#### The exercise
What number of lines hold the word "index"? State that number and nothing besides.

#### Supplied data
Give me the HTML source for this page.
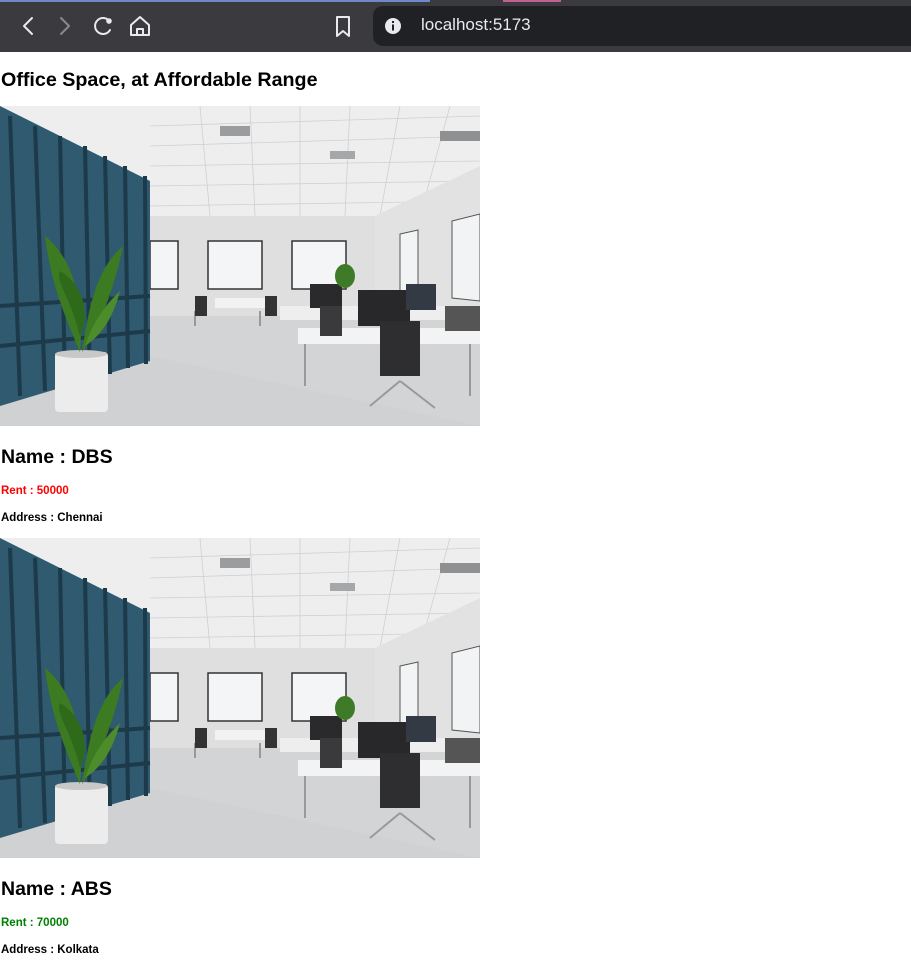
<!DOCTYPE html>
<html><head><meta charset="utf-8"><style>
*{margin:0;padding:0;box-sizing:border-box}
body{width:911px;height:966px;overflow:hidden;background:#fff;font-family:"Liberation Sans",sans-serif;position:relative}
.bar{position:absolute;left:0;top:0;width:911px;height:52px;background:#3b3b3f}
.bar .tl{position:absolute;top:0;left:0;height:2px;width:430px;background:#6c8ac7}
.bar .tp{position:absolute;top:0;left:503px;height:2px;width:58px;background:#c06090}
.addr{position:absolute;left:373px;top:6px;width:560px;height:40px;background:#202124;border-radius:10px}
.addr span{position:absolute;left:48px;top:9px;color:#e8eaed;font-size:17px}
.t{position:absolute;left:1px;font-weight:bold;color:#000}
.h1{top:69px;font-size:19.7px}
.h2{font-size:19.5px}
.s{font-size:11.5px}
svg.img{position:absolute;left:0;width:480px;height:320px}
</style></head><body>
<div class="bar"><div class="tl"></div><div class="tp"></div>
<svg width="360" height="52" style="position:absolute;left:0;top:0" fill="none" stroke="#e8eaed" stroke-width="2" stroke-linecap="round" stroke-linejoin="round">
<path d="M32 18 L24 26 L32 34"/>
<path d="M61 18 L69 26 L61 34" stroke="#8a8a8e"/>
<path d="M110 22 A8 8 0 1 0 110 30"/><circle cx="109" cy="21" r="1.8" fill="#e8eaed"/>
<path d="M131 25 L140 17 L149 25 V35 H131 Z"/><path d="M137 35 V29 H143 V35"/>
<path d="M337 17 H349 V36 L343 31 L337 36 Z"/>
</svg>
<div class="addr"><svg width="18" height="18" style="position:absolute;left:11px;top:11px"><circle cx="9" cy="9" r="8" fill="#e8eaed"/><rect x="8" y="7.5" width="2" height="6" fill="#202124"/><rect x="8" y="4" width="2" height="2" fill="#202124"/></svg><span>localhost:5173</span></div>
</div>

<svg width="0" height="0" style="position:absolute"><defs>
<g id="scene">
<rect width="480" height="320" fill="#e4e5e7"/>
<rect y="0" width="480" height="110" fill="#eeeeef"/>
<g stroke="#cfd0d2" stroke-width="0.8">
<path d="M150 20 L480 10 M150 40 L480 30 M150 60 L480 55 M150 80 L480 75 M150 100 L480 95"/>
<path d="M200 0 L210 110 M250 0 L255 110 M300 0 L300 110 M350 0 L345 110 M400 0 L380 110 M450 0 L420 110"/>
</g>
<rect x="220" y="20" width="30" height="10" fill="#9a9c9e"/><rect x="330" y="45" width="25" height="8" fill="#a5a7a9"/><rect x="440" y="25" width="40" height="10" fill="#8e9092"/>
<rect x="150" y="110" width="225" height="100" fill="#dfdfe0"/>
<polygon points="375,110 480,60 480,320 375,210" fill="#e2e2e3"/>
<rect x="0" y="210" width="480" height="110" fill="#d3d4d6"/>
<polygon points="0,290 150,250 480,320 0,320" fill="#d0d1d3"/>
<rect x="150" y="135" width="28" height="48" fill="#f4f5f6" stroke="#333" stroke-width="1.5"/>
<rect x="208" y="135" width="54" height="48" fill="#f4f5f6" stroke="#333" stroke-width="1.5"/>
<rect x="292" y="135" width="54" height="48" fill="#f4f5f6" stroke="#333" stroke-width="1.5"/>
<polygon points="400,128 418,124 418,190 400,188" fill="#f2f3f4" stroke="#555"/>
<polygon points="452,115 480,108 480,195 452,192" fill="#f2f3f4" stroke="#555"/>
<polygon points="0,0 150,75 150,255 0,300" fill="#2f5a6f"/>
<g stroke="#1c3a4a" stroke-width="4">
<path d="M10 10 L20 290 M35 20 L45 285 M60 30 L65 280 M85 40 L90 275 M105 50 L110 268 M125 60 L128 262 M145 70 L146 258"/>
<path d="M0 200 L150 190 M0 240 L150 225"/>
</g>
<rect x="215" y="192" width="50" height="10" fill="#f2f2f2"/>
<rect x="280" y="200" width="200" height="14" fill="#eeeeef"/>
<rect x="298" y="222" width="182" height="16" fill="#f3f3f4"/>
<rect x="310" y="178" width="32" height="24" fill="#2a2a2c"/>
<rect x="358" y="184" width="52" height="36" fill="#28282a"/>
<rect x="406" y="178" width="30" height="26" fill="#333a44"/>
<path d="M380 215 h40 v55 h-40 z" fill="#2e2e30"/>
<path d="M320 200 h22 v30 h-22 z" fill="#3a3a3c"/>
<path d="M445 200 h35 v25 h-35z" fill="#555"/>
<g stroke="#999" stroke-width="2"><path d="M305 238 V280 M470 238 V290 M400 275 L370 300 M400 275 L435 302 M195 205 V220 M260 205 V220"/></g>
<path d="M195 190 h12 v20 h-12z M265 190 h12 v20 h-12z" fill="#333"/>
<g fill="#3f7a28"><ellipse cx="345" cy="170" rx="10" ry="12"/></g>
<rect x="55" y="246" width="53" height="60" rx="4" fill="#ececec"/>
<ellipse cx="81" cy="248" rx="26" ry="4" fill="#c8c8c8"/>
<g fill="#3d7b22"><path d="M80 246 C60 200 50 170 45 130 C70 150 85 190 80 246Z"/><path d="M82 246 C90 190 100 160 123 140 C115 180 100 220 82 246Z"/><path d="M80 230 C70 190 55 175 60 165 C85 180 90 210 80 230Z" fill="#2f6a1a"/><path d="M85 240 C95 210 110 195 120 185 C112 215 100 230 85 240Z" fill="#4e8b2a"/></g>
</g></defs></svg>

<div class="t h1">Office Space, at Affordable Range</div>
<svg class="img" style="top:106px" viewBox="0 0 480 320"><use href="#scene"/></svg>
<div class="t h2" style="top:446px">Name : DBS</div>
<div class="t s" style="top:485px;color:#f00">Rent : 50000</div>
<div class="t s" style="top:512px">Address : Chennai</div>
<svg class="img" style="top:538px" viewBox="0 0 480 320"><use href="#scene"/></svg>
<div class="t h2" style="top:878px">Name : ABS</div>
<div class="t s" style="top:917px;color:#008000">Rent : 70000</div>
<div class="t s" style="top:944px">Address : Kolkata</div>
</body></html>
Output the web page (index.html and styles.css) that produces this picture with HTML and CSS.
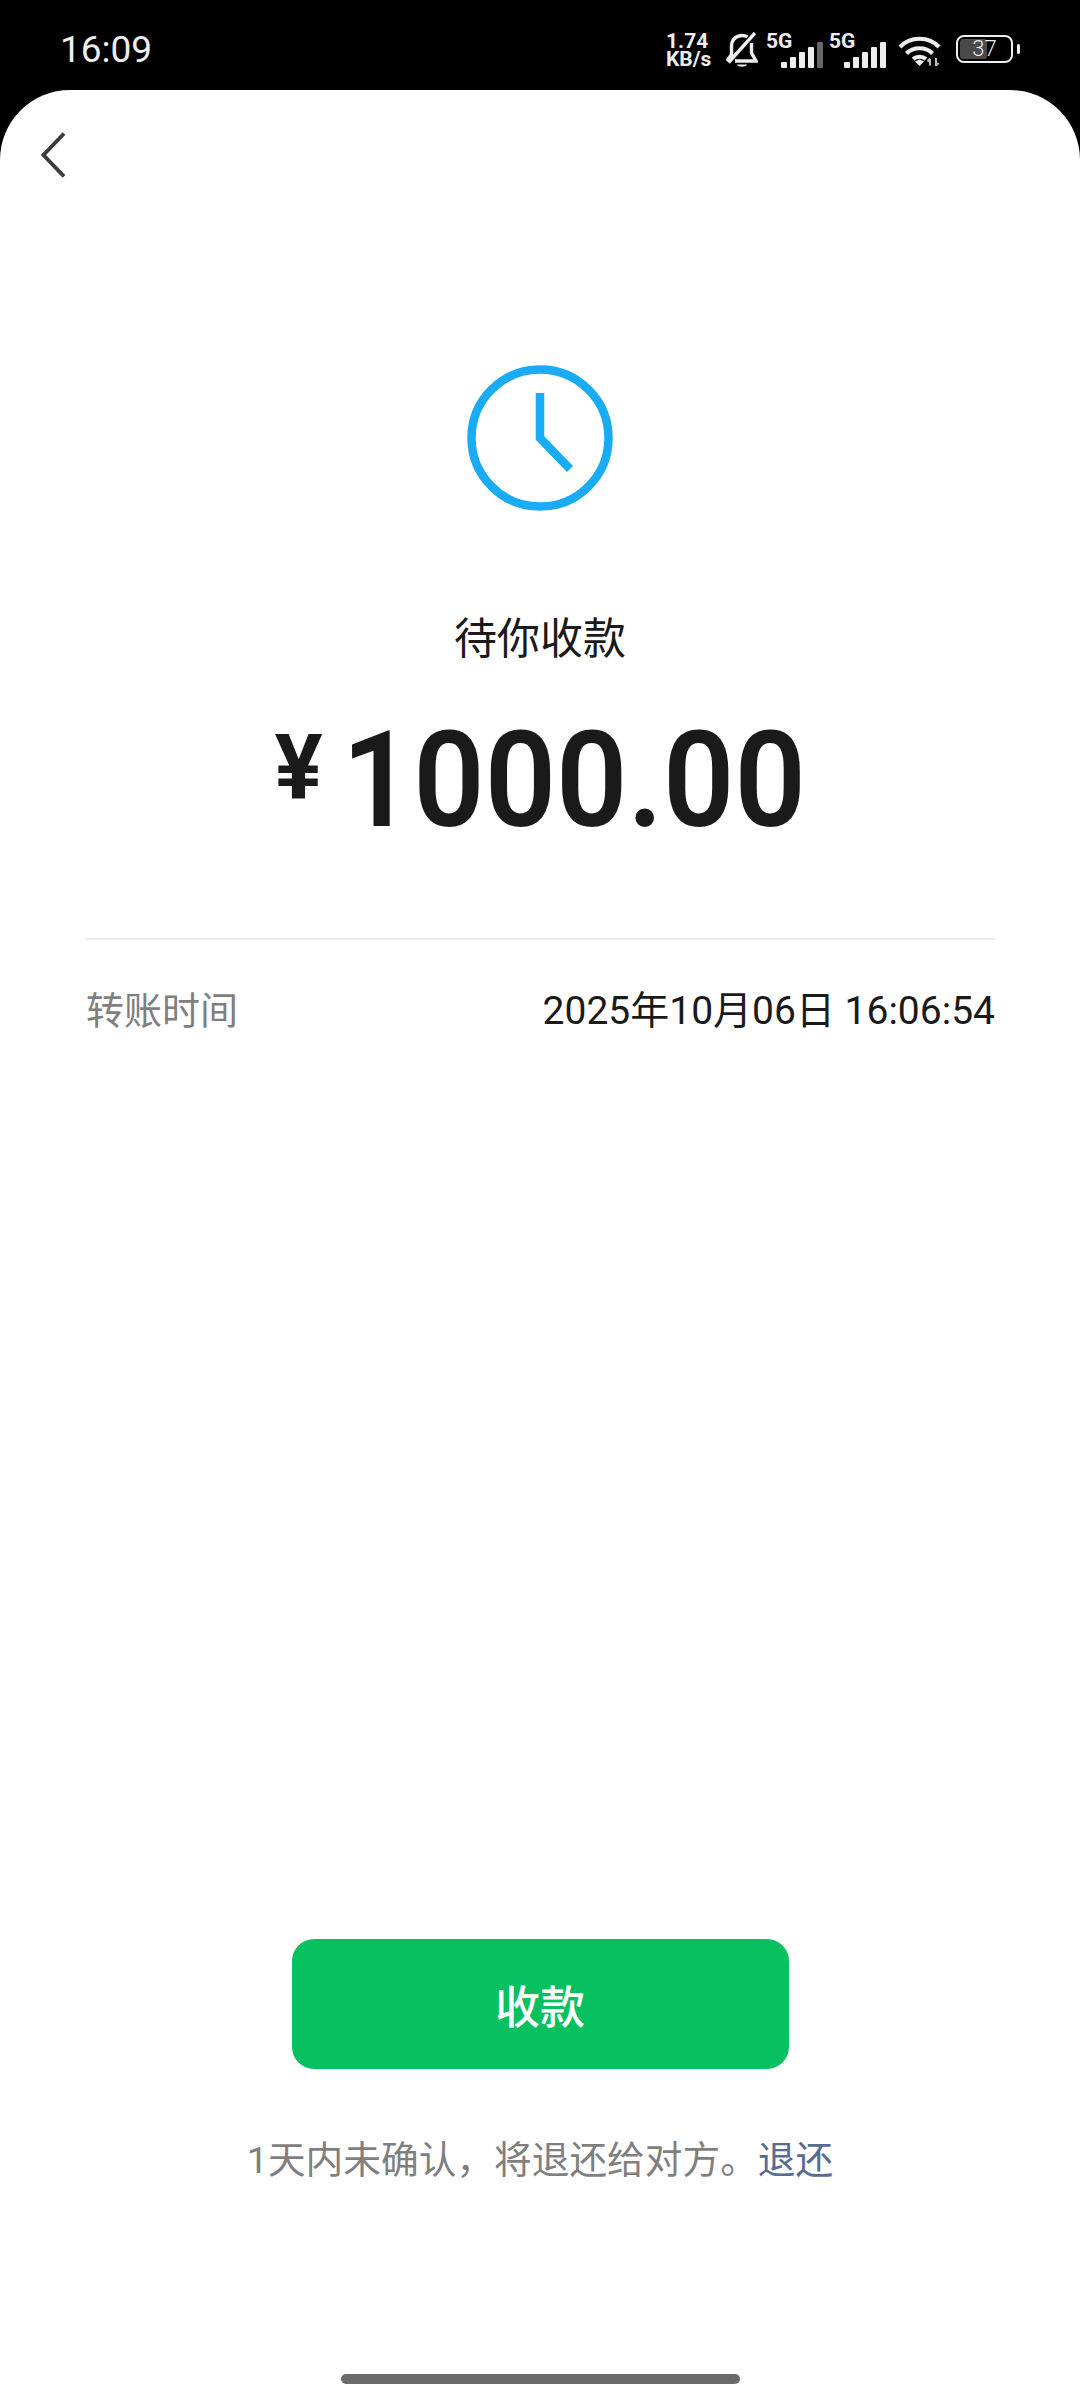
FILE: index.html
```html
<!DOCTYPE html>
<html lang="zh-CN">
<head>
    <meta charset="UTF-8">
    <meta name="viewport" content="width=device-width, initial-scale=1.0">
    <title>待你收款</title>
    <link rel="stylesheet" href="styles.css">
</head>
<body>
    <div class="status-bar">
        <span class="time">16:09</span>
        <div class="status-icons">
            <div class="speed">1.74<br>KB/s</div>
            <svg class="bell" viewBox="0 0 33 36" width="33" height="36" fill="none" stroke="#eee" stroke-width="3.4">
                <path d="M2 29 L6.5 22.5 V14 C6.5 8 11 3.5 17 3.5 C19 3.5 21 4 22.5 5"/>
                <path d="M26.5 11 V21 L31 29 H10"/>
                <path d="M3.5 30.5 L30 1"/>
                <path d="M12 32.5 H22 C21 35.5 13 35.5 12 32.5 Z" fill="#eee" stroke="none"/>
            </svg>
            <div class="sim">
                <span class="sim-label">5G</span>
                <div class="bars">
                    <i class="bar b1"></i><i class="bar b2"></i><i class="bar b3"></i><i class="bar b4"></i><i class="bar b5 dim"></i>
                </div>
            </div>
            <div class="sim">
                <span class="sim-label">5G</span>
                <div class="bars">
                    <i class="bar b1"></i><i class="bar b2"></i><i class="bar b3"></i><i class="bar b4"></i><i class="bar b5"></i>
                </div>
            </div>
            <svg class="wifi" viewBox="0 0 43 30" width="43" height="30" fill="none" stroke="#eee" stroke-width="4.2">
                <path d="M2 11 C12 0 31 0 41 11"/>
                <path d="M8.5 17.5 C15 10.5 28 10.5 34.5 17.5"/>
                <path d="M15 23 C18.5 20 24.5 20 28 23"/>
                <path d="M17 25.5 L21.5 23.5 L26 25.5 L21.5 30 Z" fill="#eee" stroke="none"/>
                <path d="M32 29.5 V23 M29.5 25.5 L32 22.5 M38 22 V29.5 L40.5 27" stroke-width="2" stroke="#bbb"/>
            </svg>
            <div class="battery-wrap">
                <div class="battery">
                    <div class="battery-fill"></div>
                    <span class="battery-num">37</span>
                </div>
                <div class="battery-nub"></div>
            </div>
        </div>
    </div>

    <div class="panel">
        <svg class="back" viewBox="0 0 24 46" width="24" height="46" fill="none" stroke="#3c3c3c" stroke-width="3.8">
            <path d="M23 1.5 L2.5 23 L23 44.5"/>
        </svg>

        <div class="summary">
            <svg class="clock" viewBox="0 0 146 146" width="146" height="146" fill="none" stroke="#1aabf5" stroke-width="8.5">
                <circle cx="73" cy="73" r="68.5"/>
                <path d="M73 28 V73 L103 104"/>
            </svg>
            <div class="state">待你收款</div>
            <div class="amount">
                <span class="yen">¥</span>
                <span class="value">1000.00</span>
            </div>
        </div>

        <div class="info">
            <div class="info-row">
                <span class="info-label">转账时间</span>
                <span class="info-value">2025年10月06日 16:06:54</span>
            </div>
        </div>

        <div class="actions">
            <button class="accept">收款</button>
            <p class="note">1天内未确认，将退还给对方。<a class="refund">退还</a></p>
        </div>

        <div class="home-bar"></div>
    </div>
</body>
</html>
```
FILE: styles.css
```css
* {
    box-sizing: border-box;
}

body {
    margin: 0;
    width: 1080px;
    height: 2400px;
    display: flex;
    flex-direction: column;
    overflow: hidden;
    background: #000;
    font-family: Roboto, "Noto Sans CJK SC", sans-serif;
}

/* status bar */
.status-bar {
    height: 90px;
    display: flex;
    justify-content: space-between;
    padding: 0 60px 0 60px;
    color: #eee;
}

.time {
    font-size: 37px;
    line-height: 38px;
    margin-top: 31px;
}

.status-icons {
    display: flex;
    align-items: flex-start;
    padding-top: 32px;
}

.speed {
    font-size: 21px;
    font-weight: 700;
    line-height: 18px;
    width: 59px;
}

.bell {
    margin-right: 8px;
}

.sim {
    width: 63px;
    height: 36px;
    display: flex;
    flex-direction: column;
}

.sim-label {
    font-size: 21px;
    font-weight: 700;
    line-height: 18px;
}

.bars {
    display: flex;
    align-items: flex-end;
    gap: 3.5px;
    height: 26px;
    margin-top: -8px;
    padding-left: 15px;
}

.bar {
    width: 5.5px;
    background: #eee;
    border-radius: 1px;
}

.b1 { height: 6px; }
.b2 { height: 11px; }
.b3 { height: 16px; }
.b4 { height: 21px; }
.b5 { height: 26px; }

.dim {
    background: #666;
}

.sim + .sim {
    width: 69px;
}

.wifi {
    margin-top: 4px;
    margin-right: 15px;
}

.battery-wrap {
    display: flex;
    align-items: center;
    gap: 4px;
    margin-top: 3px;
}

.battery {
    position: relative;
    width: 57px;
    height: 28px;
    border: 2.5px solid #eee;
    border-radius: 8px;
    display: flex;
    align-items: center;
    justify-content: center;
}

.battery-fill {
    position: absolute;
    left: 2px;
    top: 2px;
    bottom: 2px;
    width: 27px;
    background: #4a4a4a;
    border-radius: 3px;
}

.battery-num {
    position: relative;
    font-size: 22px;
    font-weight: 300;
    line-height: 22px;
}

.battery-nub {
    width: 3px;
    height: 10px;
    background: #eee;
    border-radius: 2px;
}

/* main panel */
.panel {
    flex: 1;
    display: flex;
    flex-direction: column;
    background: #fff;
    border-radius: 70px 70px 0 0;
    padding-top: 42px;
}

.back {
    margin-left: 41px;
    flex-shrink: 0;
}

.summary {
    display: flex;
    flex-direction: column;
    align-items: center;
    margin-top: 187px;
}

.state {
    margin-top: 98px;
    font-size: 43px;
    line-height: 60px;
    color: #1a1a1a;
}

.amount {
    display: flex;
    align-items: flex-start;
    margin-top: 47px;
    color: #1a1a1a;
    font-weight: 600;
}

.yen {
    font-size: 90px;
    line-height: 90px;
    font-weight: 700;
    margin-top: 8px;
    margin-right: 19px;
}

.value {
    font-size: 133px;
    line-height: 130px;
    margin: 0 -15px;
    transform: scaleX(0.94);
}

.info {
    margin: 92px 85px 0 86px;
    border-top: 2px solid #ebebeb;
    padding-top: 41px;
}

.info-row {
    display: flex;
    justify-content: space-between;
    align-items: center;
    line-height: 60px;
}

.info-label {
    font-size: 38px;
    color: #7f7f7f;
}

.info-value {
    font-size: 39px;
    color: #1a1a1a;
}

.actions {
    margin-top: auto;
    display: flex;
    flex-direction: column;
    align-items: center;
}

.accept {
    width: 497px;
    height: 130px;
    border: none;
    border-radius: 22px;
    background: #07c160;
    color: #fff;
    font-family: inherit;
    font-size: 45px;
    font-weight: 500;
}

.note {
    margin: 61px 0 0;
    font-size: 37.7px;
    line-height: 60px;
    color: #7f7f7f;
}

.refund {
    color: #576b95;
}

.home-bar {
    width: 399px;
    height: 10px;
    margin: 184px auto 16px;
    background: #6b6b6b;
    border-radius: 5px;
}
```
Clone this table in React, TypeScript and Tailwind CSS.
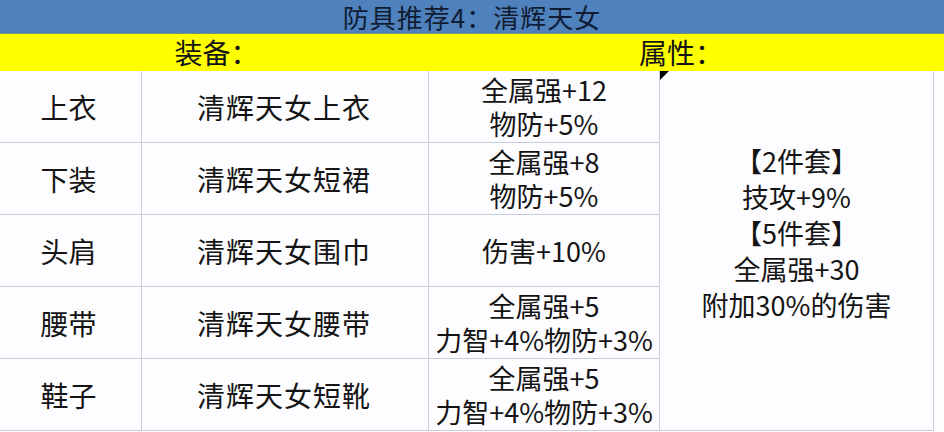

#### Solution to this task
2